Once the gigabit network is in place, researchers will be able to begin developing new applications.
For example, Hellmut Golde, a computer scientist at the University of Washington, is beginning to work out a way to control complex instruments over a high-speed network. He is working with a nuclear physicist at the University of Washington who is interested in permitting students at different campuses to share a training reactor. These training systems are scarce, and Mr. Golde's idea is to re-create the control room for such a system at several locations.
He acknowledged that advances in computer security would have to be made before a nuclear reactor would be accessible on a computer network.
Researchers at campuses around the country have already begun planning regional high-speed networks that will offer a preview of some of the services of the future gigabit network. Scientists at the University of Pennsylvania and Princeton and researchers at I.B.M.'s Watson Research Laboratories have proposed a fiber-optic network to link the three research centers. Named the Hourglass Project, the network would permit medical specialists at Princeton and Penn to share high-resolution X-rays or other radiological images. 'Video Wall'
The network would also make possible a ''video wall,'' a video conference system with extraordinary resolution. Such a system would in many ways permit researchers to interact as if they were seated in the same room even though they were actually separated by hundreds of miles.
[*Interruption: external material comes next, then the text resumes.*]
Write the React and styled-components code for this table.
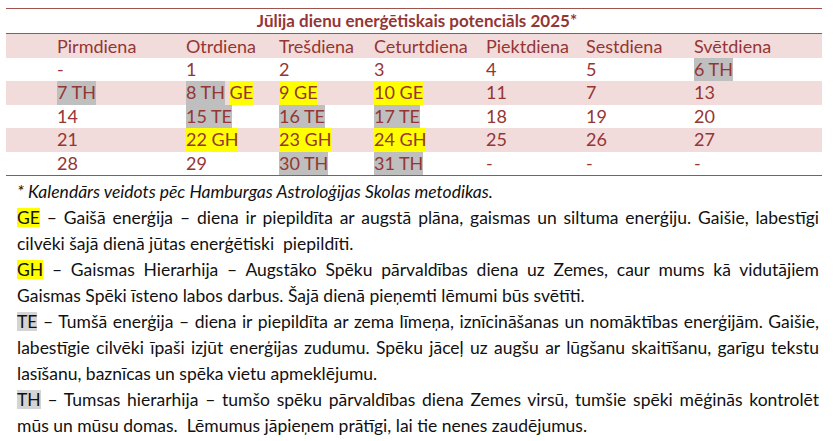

Another proposal by the Corporation for National Research Initiatives in Reston, Va., calls for the creation of a digital library, a computer data base that would permit vastly improved access to information for researchers and students. ''From any work station you should be able to specify a document if it exists anywhere in the country and then view it directly,'' said Robert Kahn, president of the corporation. Mr. Kahn, a former director of the Defense Advanced Research Projects Agency, has been a key sponsor of the idea of creating a gigabit network to link research centers and universities.
Herman Khan ??
Technology for creating such a national library is one area where Japan may be ahead of the United States. Researchers at Japan's National Center for Science Information Systems are well on their way toward putting the entire scientific literature of the country on-line.